Monday, July 6, 2009

thoughts on the Kindle and computers

As the Chronicle of Higher Ed and others report, the National Federation for the Blind and the American Council of the Blind are suing Arizona State University over its new policy to provide textbooks to students via the Amazon Kindle, a device (as Blind advocates have noted for some time) that has the capacity to read books aloud but does not provide any non-visual prompts (i.e. you cannot get to the audio features if you are visually impaired). It seems that ASU is providing a way for some students to receive their course material electronically, but in a format that others cannot access; this is the definition of unequal access and does seem to this total ADA layperson to be questionable.

These kinds of debates will intensify as more and more electronics come out that use alternative interfaces.
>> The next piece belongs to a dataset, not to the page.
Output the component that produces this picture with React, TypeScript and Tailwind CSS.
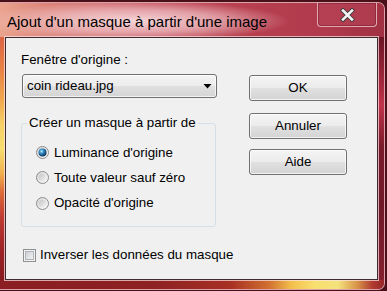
import React from "react";

function Radio({ checked, id }: { checked?: boolean; id: string }) {
  return (
    <svg width="13" height="13" viewBox="0 0 13 13" className="shrink-0">
      <defs>
        <linearGradient id={`ro-${id}`} x1="0" y1="0" x2="1" y2="1">
          <stop offset="0" stopColor="#d6d6d6" />
          <stop offset="1" stopColor="#fbfbfb" />
        </linearGradient>
        <linearGradient id={`ri-${id}`} x1="0" y1="0" x2="1" y2="1">
          <stop offset="0" stopColor="#c4c4c4" />
          <stop offset="1" stopColor="#f4f4f4" />
        </linearGradient>
        <radialGradient id={`rs-${id}`} cx="0.38" cy="0.35" r="0.7">
          <stop offset="0" stopColor="#b8ecff" />
          <stop offset="0.35" stopColor="#3c93c8" />
          <stop offset="0.75" stopColor="#155082" />
          <stop offset="1" stopColor="#0b2d4c" />
        </radialGradient>
      </defs>
      <circle cx="6.5" cy="6.5" r="6" fill={`url(#ro-${id})`} stroke="#8a8a8a" strokeWidth="1" />
      {checked ? (
        <circle cx="6.5" cy="6.5" r="4" fill={`url(#rs-${id})`} />
      ) : (
        <circle cx="6.5" cy="6.5" r="3.8" fill={`url(#ri-${id})`} />
      )}
    </svg>
  );
}

function Checkbox() {
  return (
    <svg width="13" height="13" viewBox="0 0 13 13" className="shrink-0">
      <defs>
        <linearGradient id="cbg" x1="0" y1="0" x2="1" y2="1">
          <stop offset="0" stopColor="#c9ccd1" />
          <stop offset="1" stopColor="#f6f6f6" />
        </linearGradient>
      </defs>
      <rect x="0.5" y="0.5" width="12" height="12" fill="#f4f4f4" stroke="#8e8f8f" />
      <rect x="2.5" y="2.5" width="8" height="8" fill="url(#cbg)" stroke="#aeb3b9" />
    </svg>
  );
}

const btn =
  "w-[98px] h-[26px] rounded-[3px] border border-[#707070] bg-[linear-gradient(180deg,#f4f4f4_0%,#ececec_48%,#e0e0e0_52%,#d4d4d4_100%)] shadow-[inset_0_0_0_1px_rgba(255,255,255,0.7)] flex items-center justify-center";

export default function App() {
  return (
    <div className="w-[387px] h-[291px] overflow-hidden bg-[#4a1018] font-['Liberation_Sans','Arial',sans-serif]">
      <div className="mt-[2px] w-[385px] h-[288px] rounded-tr-[7px] rounded-br-[7px] border-t border-r border-b border-[#dba2ac] flex flex-col overflow-hidden bg-[#b03a4c]">
        {/* title bar */}
        <div className="h-[34px] shrink-0 flex items-start justify-between bg-[radial-gradient(ellipse_155px_20px_at_135px_18px,rgba(250,226,228,0.9)_0%,rgba(242,200,204,0.65)_55%,rgba(240,200,200,0)_100%),linear-gradient(90deg,#eaa48e_0%,#dc8479_12%,#c85a66_38%,#b8404f_62%,#b03a4c_85%,#a03042_100%)]">
          <div className="pl-[7px] pt-[10px] text-[15px] leading-[17px] text-black whitespace-nowrap">
            Ajout d'un masque à partir d'une image
          </div>
          <div className="mr-[7px] w-[60px] h-[24px] rounded-b-[4px] border border-t-0 border-[#e2a9b2] bg-[rgba(196,78,98,0.35)] shadow-[inset_0_0_0_1px_rgba(90,10,30,0.35)] flex items-center justify-center">
            <svg width="15" height="14" viewBox="0 0 15 14">
              <path d="M3 2.5 L12 11.5 M12 2.5 L3 11.5" stroke="#3a3a3a" strokeWidth="4.4" strokeLinecap="square" />
              <path d="M3 2.5 L12 11.5 M12 2.5 L3 11.5" stroke="#f4f4f4" strokeWidth="2.6" strokeLinecap="square" />
            </svg>
          </div>
        </div>

        {/* middle row */}
        <div className="h-[243px] shrink-0 flex">
          <div className="w-[5px] bg-[linear-gradient(180deg,#dc6444_0%,#e88446_14%,#f0a84e_26%,#f6d066_36%,#f7dc70_46%,#f0b04e_56%,#dc6a3a_64%,#c03c32_74%,#9c2226_88%,#861c20_100%)]" />
          <div className="relative z-10 w-[373px] border border-[#3d2b2f] bg-[#f0f0f0] shadow-[0_0_0_1px_rgba(255,230,232,0.7)] flex text-[13.33px] leading-[16px] text-black">
            <div className="ml-[15px] w-[196px] pt-[14px] flex flex-col items-start">
              <div className="whitespace-nowrap">Fenêtre d'origine :</div>
              <div className="mt-[6px] ml-[1px] w-[195px] h-[24px] rounded-[3px] border border-[#707070] bg-[linear-gradient(180deg,#f4f4f4_0%,#ececec_48%,#e0e0e0_52%,#d4d4d4_100%)] shadow-[inset_0_0_0_1px_rgba(255,255,255,0.7)] flex items-center justify-between pl-[4px] pr-[4px]">
                <span className="whitespace-nowrap">coin rideau.jpg</span>
                <svg width="9" height="5" viewBox="0 0 9 5">
                  <polygon points="0.5,0 8.5,0 4.5,4.5" fill="#000" />
                </svg>
              </div>
              <fieldset className="mt-[17px] w-[195px] border border-[#d5dfe5] rounded-[3px] px-[5px] pt-[9px] pb-[10px]">
                <legend className="px-[2px] whitespace-nowrap">Créer un masque à partir de</legend>
                <div className="flex flex-col pl-[9px]">
                  <div className="h-[25px] flex items-center gap-[5px]">
                    <Radio checked id="a" />
                    <span className="whitespace-nowrap">Luminance d'origine</span>
                  </div>
                  <div className="h-[25px] flex items-center gap-[5px]">
                    <Radio id="b" />
                    <span className="whitespace-nowrap">Toute valeur sauf zéro</span>
                  </div>
                  <div className="h-[26px] flex items-center gap-[5px]">
                    <Radio id="c" />
                    <span className="whitespace-nowrap">Opacité d'origine</span>
                  </div>
                </div>
              </fieldset>
              <div className="mt-[20px] ml-[2px] h-[16px] flex items-center gap-[4px]">
                <Checkbox />
                <span className="whitespace-nowrap">Inverser les données du masque</span>
              </div>
            </div>
            <div className="ml-[32px] pt-[37px] flex flex-col">
              <div className={btn}>OK</div>
              <div className={`${btn} mt-[12px]`}>Annuler</div>
              <div className={`${btn} mt-[10px]`}>Aide</div>
            </div>
          </div>
          <div className="w-[6px] bg-[linear-gradient(180deg,#6a1525_0%,#a8283e_20%,#c2344c_28%,#7a1a2a_45%,#701828_70%,#842030_100%)]" />
        </div>

        {/* bottom strip */}
        <div className="flex-1 bg-[linear-gradient(90deg,#8a1e22_0%,#8c2222_40%,#a83024_60%,#d07030_70%,#f3c04c_76%,#f8e070_82%,#f4e27c_88%,#d89448_93%,#b03a30_97%,#982628_100%)]" />
      </div>
    </div>
  );
}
Fast Company recently asked top designers, "What Will Cell Phones Look Like 10 Years From Now?" and their responses showed this interest in multi-sensory, flexible computer interactions: phones of the future, they said, will fit on fingertips -- or even IN fingertips -- or will be gone entirely, as we will mine data from "account based networks" that one designer calls "the cloud" (though he is not specific about what kind of device would be used). Touch screen elements are still a curiosity in full-sized computers (2 M out of 300 M PCs sold have them, according to the NY Times, but more are on their way) .
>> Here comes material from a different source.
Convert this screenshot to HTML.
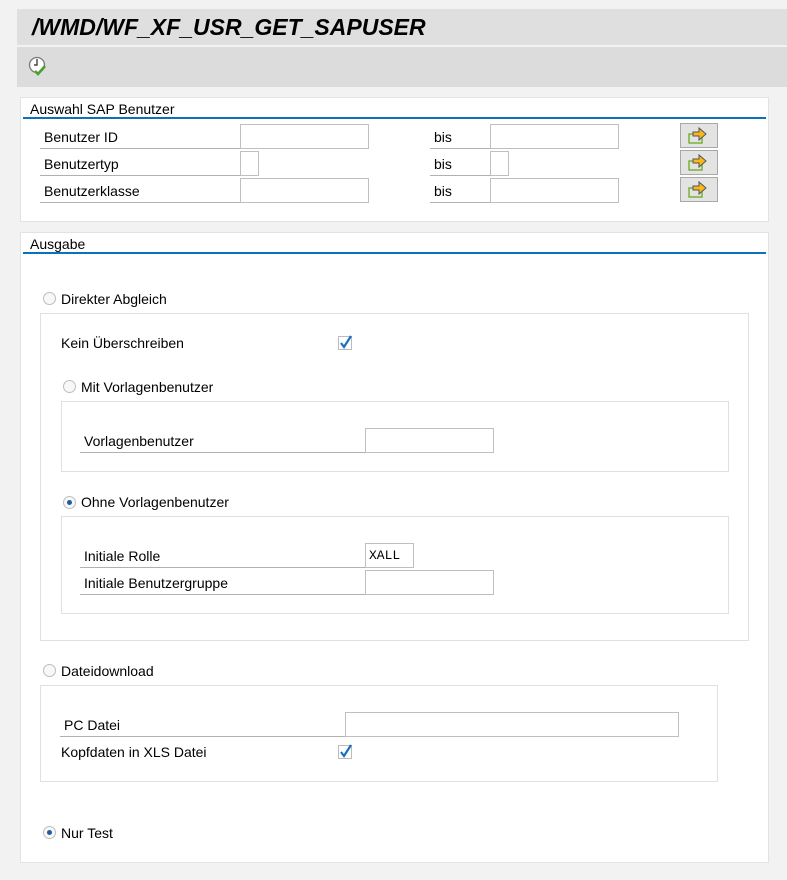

Touch-screens, speaking computers, and interactive devices that are freed from the standard screen/keypad type of interface (like the Wii) have tremendous potential for disabled users. Still, as Jim Tobias of Access on Main Street comments, "we’re just doing target practice here until real stuff shows up" -- that is, a lot of these new devices point in the direction of greater accessibility, but are not there yet. One of the problems is that the makers of products like the Kindle do not integrate awareness of disability into their products from the get-go-- and for those who imagine improvement is inevitable, let's keep in mind that Kindle is already on version 2 without fixing this problem-- in fact the problem is worse now that publishers have some say in whether books can be read aloud. Here are some products that do address a fuller group of users from the start:

- I noted in an earlier post that Google has worked to make touch screens easier to use for visually impaired users. The design team (which includes engineer TV Raman, who is blind) came up with a "relative" touch application for Google's mobile Android operating system. The cleverly named "Eyes-free" shell makes any place the user hits become the center of the screen (for dialing, the first touch locates the 5). Eyes-free has a YouTube channel with videos about the program.
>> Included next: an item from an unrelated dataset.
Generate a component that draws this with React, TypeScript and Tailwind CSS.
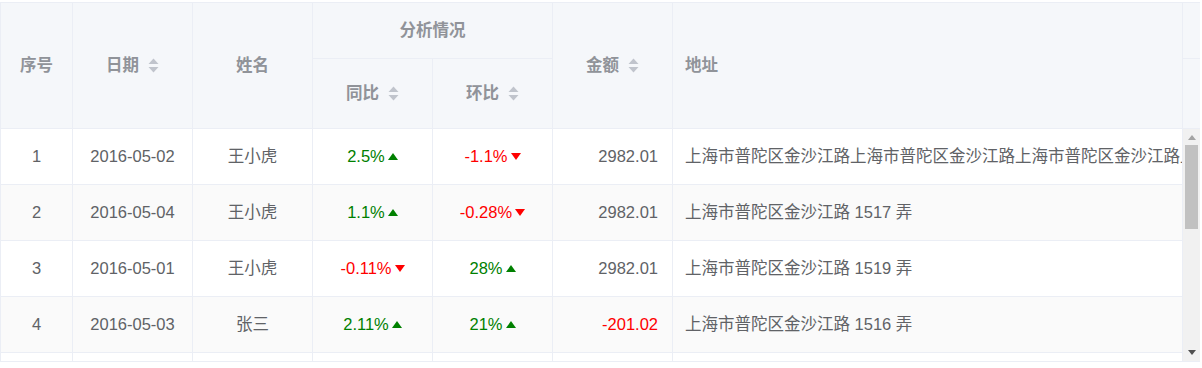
import React from "react"

type Trend = { value: string; up: boolean }

type Row = {
  id: number
  date: string
  name: string
  yoy: Trend
  mom: Trend
  amount: string
  address: string
}

const rows: Row[] = [
  {
    id: 1,
    date: "2016-05-02",
    name: "王小虎",
    yoy: { value: "2.5%", up: true },
    mom: { value: "-1.1%", up: false },
    amount: "2982.01",
    address: "上海市普陀区金沙江路上海市普陀区金沙江路上海市普陀区金沙江路上海市普陀区金沙江路",
  },
  {
    id: 2,
    date: "2016-05-04",
    name: "王小虎",
    yoy: { value: "1.1%", up: true },
    mom: { value: "-0.28%", up: false },
    amount: "2982.01",
    address: "上海市普陀区金沙江路 1517 弄",
  },
  {
    id: 3,
    date: "2016-05-01",
    name: "王小虎",
    yoy: { value: "-0.11%", up: false },
    mom: { value: "28%", up: true },
    amount: "2982.01",
    address: "上海市普陀区金沙江路 1519 弄",
  },
  {
    id: 4,
    date: "2016-05-03",
    name: "张三",
    yoy: { value: "2.11%", up: true },
    mom: { value: "21%", up: true },
    amount: "-201.02",
    address: "上海市普陀区金沙江路 1516 弄",
  },
]

const cols = "grid grid-cols-[72px_120px_120px_120px_120px_120px_510px]"
const cell = "flex items-center border-r border-b border-[#ebeef5]"

function SortCaret() {
  return (
    <svg width="11" height="15" viewBox="0 0 11 15" className="ml-[9px] shrink-0">
      <path d="M5.5 0.5 L10.5 6 L0.5 6 Z" fill="#c0c4cc" />
      <path d="M5.5 14.5 L10.5 9 L0.5 9 Z" fill="#c0c4cc" />
    </svg>
  )
}

function TrendCell({ t }: { t: Trend }) {
  return (
    <span className={`flex items-center ${t.up ? "text-[#008000]" : "text-[#ff0000]"}`}>
      {t.value}
      <svg width="10" height="7" viewBox="0 0 10 7" className="ml-[3px]">
        {t.up ? (
          <path d="M5 0 L10 7 L0 7 Z" fill="#008000" />
        ) : (
          <path d="M0 0 L10 0 L5 7 Z" fill="#ff0000" />
        )}
      </svg>
    </span>
  )
}

function Head({ children, sort, className = "" }: { children: React.ReactNode; sort?: boolean; className?: string }) {
  return (
    <div className={`${cell} bg-[#f5f7fa] text-[#909399] font-bold ${className}`}>
      {children}
      {sort && <SortCaret />}
    </div>
  )
}

export default function App() {
  return (
    <div
      className="w-[1202px] h-[368px] bg-white pt-[2px]"
      style={{ fontFamily: '"Liberation Sans", "Noto Sans CJK SC", sans-serif' }}
    >
      <div className="w-[1200px] text-[16.5px]">
        {/* header */}
        <div className="flex border-t border-[#ebeef5]">
          <div className={`${cols} grid-rows-[56px_70px] border-l border-[#ebeef5]`}>
            <Head className="row-span-2 justify-center">序号</Head>
            <Head className="row-span-2 justify-center" sort>日期</Head>
            <Head className="row-span-2 justify-center">姓名</Head>
            <Head className="col-span-2 justify-center">分析情况</Head>
            <Head className="row-span-2 justify-center" sort>金额</Head>
            <Head className="row-span-2 pl-[12px]">地址</Head>
            <Head className="justify-center" sort>同比</Head>
            <Head className="justify-center" sort>环比</Head>
          </div>
          <div className="w-[17px] flex flex-col bg-[#f5f7fa] border-b border-[#ebeef5]">
            <div className="h-[56px] border-b border-[#ebeef5]" />
          </div>
        </div>

        {/* body */}
        <div className="flex border-b border-[#ebeef5]">
          <div className="h-[232px] overflow-hidden border-l border-[#ebeef5] text-[#606266]">
            {rows.map((r) => (
              <div key={r.id} className={`${cols} h-[56px] ${r.id % 2 === 0 ? "bg-[#fafafa]" : "bg-white"}`}>
                <div className={`${cell} justify-center`}>{r.id}</div>
                <div className={`${cell} justify-center`}>{r.date}</div>
                <div className={`${cell} justify-center`}>{r.name}</div>
                <div className={`${cell} justify-center`}>
                  <TrendCell t={r.yoy} />
                </div>
                <div className={`${cell} justify-center`}>
                  <TrendCell t={r.mom} />
                </div>
                <div className={`${cell} justify-end pr-[14px] ${r.amount.startsWith("-") ? "text-[#ff0000]" : ""}`}>
                  {r.amount}
                </div>
                <div className={`${cell} pl-[12px] overflow-hidden whitespace-nowrap`}>{r.address}</div>
              </div>
            ))}
            {/* next row, only its top edge is in view */}
            <div className={`${cols} h-[56px] bg-white`}>
              <div className={cell} />
              <div className={cell} />
              <div className={cell} />
              <div className={cell} />
              <div className={cell} />
              <div className={cell} />
              <div className={cell} />
            </div>
          </div>

          {/* scrollbar */}
          <div className="w-[17px] h-[232px] bg-[#f1f1f1] flex flex-col items-center">
            <div className="h-[16px] flex items-center justify-center">
              <svg width="8" height="5" viewBox="0 0 8 5">
                <path d="M4 0 L8 5 L0 5 Z" fill="#a3a3a3" />
              </svg>
            </div>
            <div className="w-[13px] h-[84px] bg-[#c1c1c1]" />
            <div className="flex-1" />
            <div className="h-[17px] flex items-center justify-center">
              <svg width="8" height="5" viewBox="0 0 8 5">
                <path d="M0 0 L8 0 L4 5 Z" fill="#505050" />
              </svg>
            </div>
          </div>
        </div>
      </div>
    </div>
  )
}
- Australian designer Rhys Cooper recently won a MEX Mobile User Experience award for his Doo Phone, a cell phone interface designed for people with intellectual disabilities. Its simplified menus and large images representing most frequently-called numbers help keep users from getting "lost" in their mobile phone menus. The Doo Phone certainly has promise for a broader population as phones become more and more complex-- and it helps that Cooper designed it for existing mobile platforms.

As for the Kindle in university education, it seems faulty to invest a lot of institutional energy and money in a device that still has a lot of problems from an intellectual property standpoint. Because of its strong Digital Rights Management aspects (i.e. you cannot read a Kindle file on another device), it limits the user to just one interface. Recently Core77 reported on some ID students' designs for smartbooks for Freescale-- they included touch screens, collapsible keyboards, and thin, mobile elements that could be arranged in a variety of ways. As the students brainstormed the design project, they drew inspiration from both mobile phones and video games-- drawing on their own knowledge of the potential for highly flexible and mobile devices. Variety and tactility will be key in this market-- something the Kindle seems still to be working out.